=== Problem to work on ===
Give the data below again exactly as written, without its pictures.

=== Data to process ===

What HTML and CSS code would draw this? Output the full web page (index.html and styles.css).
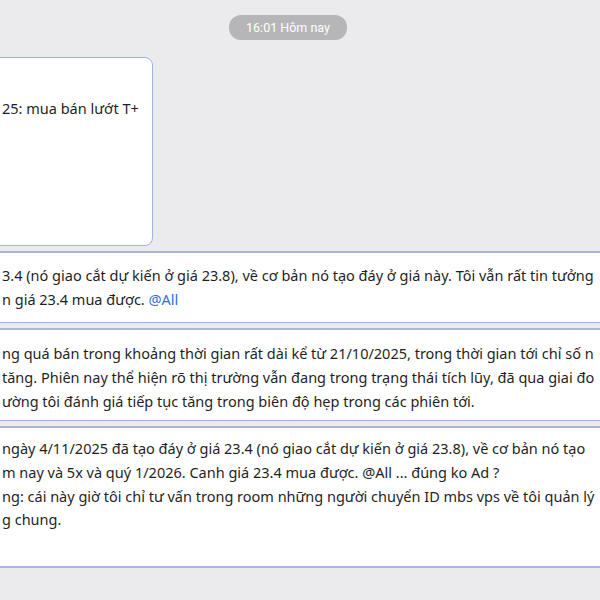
FILE: index.html
```html
<!DOCTYPE html>
<html lang="vi">
<head>
    <meta charset="UTF-8">
    <meta name="viewport" content="width=device-width, initial-scale=1.0">
    <title>Chat</title>
    <link rel="stylesheet" href="styles.css">
</head>
<body>
    <div id='chat'>
        <div class='time-row'>
            <div class='time-pill'>16:01 Hôm nay</div>
        </div>

        <div class='msg msg-short'>
            <p>25: mua bán lướt T+</p>
        </div>

        <div class='msg msg-wide m2'>
            <p>3.4 (nó giao cắt dự kiến ở giá 23.8), về cơ bản nó tạo đáy ở giá này. Tôi vẫn rất tin tưởng</p>
            <p>n giá 23.4 mua được. <span class='mention'>@All</span></p>
        </div>

        <div class='msg msg-wide m3'>
            <p>ng quá bán trong khoảng thời gian rất dài kể từ 21/10/2025, trong thời gian tới chỉ số n</p>
            <p>tăng. Phiên nay thể hiện rõ thị trường vẫn đang trong trạng thái tích lũy, đã qua giai đo</p>
            <p>ường tôi đánh giá tiếp tục tăng trong biên độ hẹp trong các phiên tới.</p>
        </div>

        <div class='msg msg-wide m4'>
            <p>ngày 4/11/2025 đã tạo đáy ở giá 23.4 (nó giao cắt dự kiến ở giá 23.8), về cơ bản nó tạo</p>
            <p>m nay và 5x và quý 1/2026. Canh giá 23.4 mua được. @All ... đúng ko Ad ?</p>
            <p>ng: cái này giờ tôi chỉ tư vấn trong room những người chuyển ID mbs vps về tôi quản lý</p>
            <p>g chung.</p>
        </div>
    </div>
</body>
</html>
```

FILE: styles.css
```css
html, body {
    margin: 0;
    height: 100%;
    overflow: hidden;
}
body {
    background-color: #ebebed;
    font-family: "Noto Sans", "Open Sans", sans-serif;
    color: #1f1f1f;
}
#chat {
    display: flex;
    flex-direction: column;
    gap: 5px;
    padding-top: 15px;
    margin-left: -30px;
}
.time-row {
    display: flex;
    justify-content: center;
    padding-left: 6px;
    margin-bottom: 12px;
}
.time-pill {
    background-color: #b6b6b8;
    color: #ffffff;
    font-family: Roboto, "Noto Sans", sans-serif;
    font-size: 12.5px;
    height: 25px;
    line-height: 25px;
    padding: 0 17px;
    border-radius: 12px;
}
.msg {
    background-color: #ffffff;
    border: 1px solid #9db4e6;
    border-radius: 8px;
    box-sizing: border-box;
    font-size: 14.5px;
    line-height: 23.8px;
    padding-left: 31px;
}
.msg p {
    margin: 0;
    white-space: nowrap;
}
.msg-short {
    width: 183px;
    height: 189px;
    padding-top: 39px;
}
.msg-wide {
    width: 720px;
    border-top: 2px solid #a7b8d0;
}
.m2 {
    height: 72px;
    padding-top: 11px;
}
.m3 {
    height: 93px;
    padding-top: 12px;
}
.m4 {
    height: 142px;
    padding-top: 9px;
    border-bottom: 2px solid #a3b9ee;
}
.mention {
    color: #2e6fd8;
}
```
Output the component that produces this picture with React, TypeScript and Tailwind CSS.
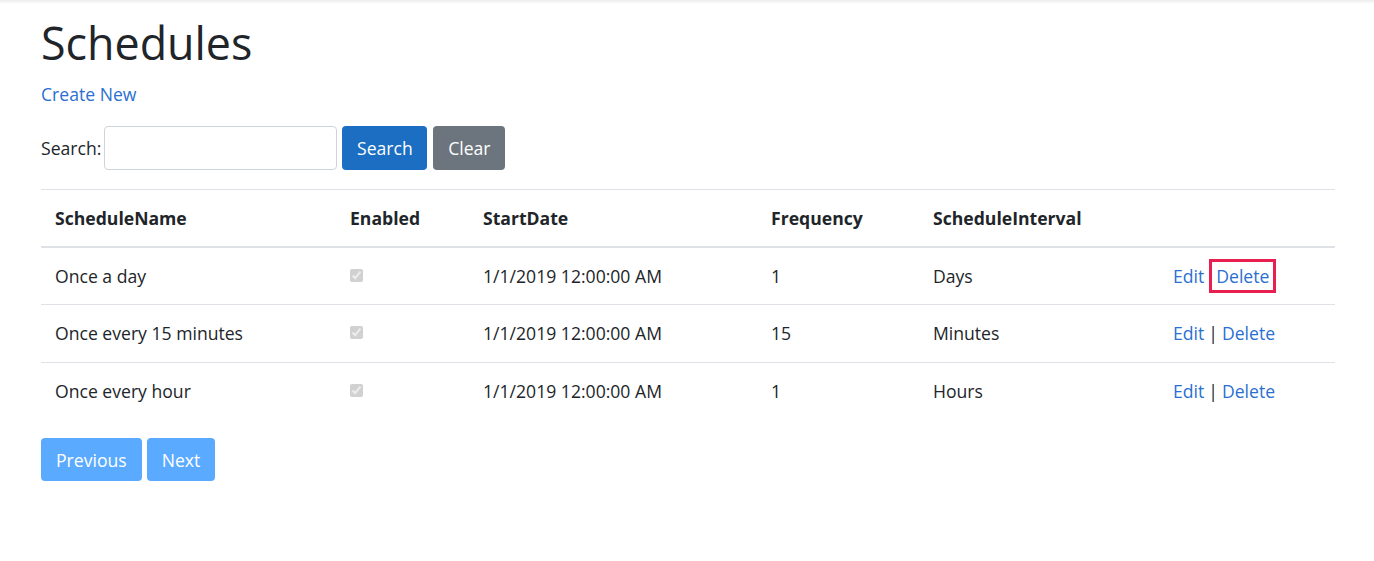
import React from 'react';

const rows = [
  { name: 'Once a day', start: '1/1/2019 12:00:00 AM', freq: '1', interval: 'Days', boxed: true },
  { name: 'Once every 15 minutes', start: '1/1/2019 12:00:00 AM', freq: '15', interval: 'Minutes', boxed: false },
  { name: 'Once every hour', start: '1/1/2019 12:00:00 AM', freq: '1', interval: 'Hours', boxed: false },
];

export default function App() {
  return (
    <div className="min-h-[561px] bg-white text-[#212529] text-[17.6px] font-['Open_Sans',sans-serif]">
      <div className="h-[4px] bg-gradient-to-b from-[#ececec] to-white" />
      <div className="px-[41px] pr-[39px]">
        <h1 className="text-[44.8px] leading-[1.2] mt-[12px] mb-[12px]">Schedules</h1>
        <a href="#" className="text-[#2a6fd1] leading-[24px] block">Create New</a>

        <form className="flex items-center mt-[20px] mb-[19px]" onSubmit={(e) => e.preventDefault()}>
          <label className="mr-[3px]">Search:</label>
          <input className="w-[233px] h-[44px] border border-[#ced4da] rounded-[4px] px-3" />
          <button className="ml-[5px] h-[44px] w-[85px] rounded-[4px] bg-[#1b6ec2] text-white">Search</button>
          <button className="ml-[6px] h-[44px] w-[72px] rounded-[4px] bg-[#6c757d] text-white">Clear</button>
        </form>

        <table className="w-full border-collapse">
          <thead>
            <tr className="border-t border-[#dee2e6] border-b-2 h-[58px]">
              <th className="text-left font-bold px-[14px] w-[295px]">ScheduleName</th>
              <th className="text-left font-bold px-[14px] w-[133px]">Enabled</th>
              <th className="text-left font-bold px-[14px] w-[288px]">StartDate</th>
              <th className="text-left font-bold px-[14px] w-[162px]">Frequency</th>
              <th className="text-left font-bold px-[14px] w-[240px]">ScheduleInterval</th>
              <th className="px-[14px]"></th>
            </tr>
          </thead>
          <tbody>
            {rows.map((r) => (
              <tr key={r.name} className="border-b border-[#dee2e6] h-[57.4px] last:border-b-0">
                <td className="px-[14px]">{r.name}</td>
                <td className="px-[14px]">
                  <input type="checkbox" checked disabled readOnly className="w-[13px] h-[13px] align-middle relative top-[-3px]" />
                </td>
                <td className="px-[14px]">{r.start}</td>
                <td className="px-[14px]">{r.freq}</td>
                <td className="px-[14px]">{r.interval}</td>
                <td className="px-[14px] whitespace-nowrap">
                  <a href="#" className="text-[#2a6fd1]">Edit</a>
                  {r.boxed ? (
                    <span className="ml-[5px] inline-block border-[3px] border-[#e8204f] px-[4px] leading-[28px]">
                      <a href="#" className="text-[#2a6fd1]">Delete</a>
                    </span>
                  ) : (
                    <>
                      <span className="mx-[4px]">|</span>
                      <a href="#" className="text-[#2a6fd1]">Delete</a>
                    </>
                  )}
                </td>
              </tr>
            ))}
          </tbody>
        </table>

        <div className="flex mt-[19px] gap-[5px]">
          <button disabled className="h-[43px] px-[15px] rounded-[4px] bg-[#5aabff] text-white">Previous</button>
          <button disabled className="h-[43px] px-[15px] rounded-[4px] bg-[#5aabff] text-white">Next</button>
        </div>
      </div>
    </div>
  );
}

=== The answer ===
What HTML and CSS code would draw this? Output the full web page (index.html and styles.css).
FILE: index.html
```html
<!DOCTYPE html>
<html lang="vi">
<head>
    <meta charset="UTF-8">
    <meta name="viewport" content="width=device-width, initial-scale=1.0">
    <title>Chat</title>
    <link rel="stylesheet" href="styles.css">
</head>
<body>
    <div id='chat'>
        <div class='time-row'>
            <div class='time-pill'>16:01 Hôm nay</div>
        </div>

        <div class='msg msg-short'>
            <p>25: mua bán lướt T+</p>
        </div>

        <div class='msg msg-wide m2'>
            <p>3.4 (nó giao cắt dự kiến ở giá 23.8), về cơ bản nó tạo đáy ở giá này. Tôi vẫn rất tin tưởng</p>
            <p>n giá 23.4 mua được. <span class='mention'>@All</span></p>
        </div>

        <div class='msg msg-wide m3'>
            <p>ng quá bán trong khoảng thời gian rất dài kể từ 21/10/2025, trong thời gian tới chỉ số n</p>
            <p>tăng. Phiên nay thể hiện rõ thị trường vẫn đang trong trạng thái tích lũy, đã qua giai đo</p>
            <p>ường tôi đánh giá tiếp tục tăng trong biên độ hẹp trong các phiên tới.</p>
        </div>

        <div class='msg msg-wide m4'>
            <p>ngày 4/11/2025 đã tạo đáy ở giá 23.4 (nó giao cắt dự kiến ở giá 23.8), về cơ bản nó tạo</p>
            <p>m nay và 5x và quý 1/2026. Canh giá 23.4 mua được. @All ... đúng ko Ad ?</p>
            <p>ng: cái này giờ tôi chỉ tư vấn trong room những người chuyển ID mbs vps về tôi quản lý</p>
            <p>g chung.</p>
        </div>
    </div>
</body>
</html>
```

FILE: styles.css
```css
html, body {
    margin: 0;
    height: 100%;
    overflow: hidden;
}
body {
    background-color: #ebebed;
    font-family: "Noto Sans", "Open Sans", sans-serif;
    color: #1f1f1f;
}
#chat {
    display: flex;
    flex-direction: column;
    gap: 5px;
    padding-top: 15px;
    margin-left: -30px;
}
.time-row {
    display: flex;
    justify-content: center;
    padding-left: 6px;
    margin-bottom: 12px;
}
.time-pill {
    background-color: #b6b6b8;
    color: #ffffff;
    font-family: Roboto, "Noto Sans", sans-serif;
    font-size: 12.5px;
    height: 25px;
    line-height: 25px;
    padding: 0 17px;
    border-radius: 12px;
}
.msg {
    background-color: #ffffff;
    border: 1px solid #9db4e6;
    border-radius: 8px;
    box-sizing: border-box;
    font-size: 14.5px;
    line-height: 23.8px;
    padding-left: 31px;
}
.msg p {
    margin: 0;
    white-space: nowrap;
}
.msg-short {
    width: 183px;
    height: 189px;
    padding-top: 39px;
}
.msg-wide {
    width: 720px;
    border-top: 2px solid #a7b8d0;
}
.m2 {
    height: 72px;
    padding-top: 11px;
}
.m3 {
    height: 93px;
    padding-top: 12px;
}
.m4 {
    height: 142px;
    padding-top: 9px;
    border-bottom: 2px solid #a3b9ee;
}
.mention {
    color: #2e6fd8;
}
```
Output the component that produces this picture with React, TypeScript and Tailwind CSS.
import React from 'react';

const rows = [
  { name: 'Once a day', start: '1/1/2019 12:00:00 AM', freq: '1', interval: 'Days', boxed: true },
  { name: 'Once every 15 minutes', start: '1/1/2019 12:00:00 AM', freq: '15', interval: 'Minutes', boxed: false },
  { name: 'Once every hour', start: '1/1/2019 12:00:00 AM', freq: '1', interval: 'Hours', boxed: false },
];

export default function App() {
  return (
    <div className="min-h-[561px] bg-white text-[#212529] text-[17.6px] font-['Open_Sans',sans-serif]">
      <div className="h-[4px] bg-gradient-to-b from-[#ececec] to-white" />
      <div className="px-[41px] pr-[39px]">
        <h1 className="text-[44.8px] leading-[1.2] mt-[12px] mb-[12px]">Schedules</h1>
        <a href="#" className="text-[#2a6fd1] leading-[24px] block">Create New</a>

        <form className="flex items-center mt-[20px] mb-[19px]" onSubmit={(e) => e.preventDefault()}>
          <label className="mr-[3px]">Search:</label>
          <input className="w-[233px] h-[44px] border border-[#ced4da] rounded-[4px] px-3" />
          <button className="ml-[5px] h-[44px] w-[85px] rounded-[4px] bg-[#1b6ec2] text-white">Search</button>
          <button className="ml-[6px] h-[44px] w-[72px] rounded-[4px] bg-[#6c757d] text-white">Clear</button>
        </form>

        <table className="w-full border-collapse">
          <thead>
            <tr className="border-t border-[#dee2e6] border-b-2 h-[58px]">
              <th className="text-left font-bold px-[14px] w-[295px]">ScheduleName</th>
              <th className="text-left font-bold px-[14px] w-[133px]">Enabled</th>
              <th className="text-left font-bold px-[14px] w-[288px]">StartDate</th>
              <th className="text-left font-bold px-[14px] w-[162px]">Frequency</th>
              <th className="text-left font-bold px-[14px] w-[240px]">ScheduleInterval</th>
              <th className="px-[14px]"></th>
            </tr>
          </thead>
          <tbody>
            {rows.map((r) => (
              <tr key={r.name} className="border-b border-[#dee2e6] h-[57.4px] last:border-b-0">
                <td className="px-[14px]">{r.name}</td>
                <td className="px-[14px]">
                  <input type="checkbox" checked disabled readOnly className="w-[13px] h-[13px] align-middle relative top-[-3px]" />
                </td>
                <td className="px-[14px]">{r.start}</td>
                <td className="px-[14px]">{r.freq}</td>
                <td className="px-[14px]">{r.interval}</td>
                <td className="px-[14px] whitespace-nowrap">
                  <a href="#" className="text-[#2a6fd1]">Edit</a>
                  {r.boxed ? (
                    <span className="ml-[5px] inline-block border-[3px] border-[#e8204f] px-[4px] leading-[28px]">
                      <a href="#" className="text-[#2a6fd1]">Delete</a>
                    </span>
                  ) : (
                    <>
                      <span className="mx-[4px]">|</span>
                      <a href="#" className="text-[#2a6fd1]">Delete</a>
                    </>
                  )}
                </td>
              </tr>
            ))}
          </tbody>
        </table>

        <div className="flex mt-[19px] gap-[5px]">
          <button disabled className="h-[43px] px-[15px] rounded-[4px] bg-[#5aabff] text-white">Previous</button>
          <button disabled className="h-[43px] px-[15px] rounded-[4px] bg-[#5aabff] text-white">Next</button>
        </div>
      </div>
    </div>
  );
}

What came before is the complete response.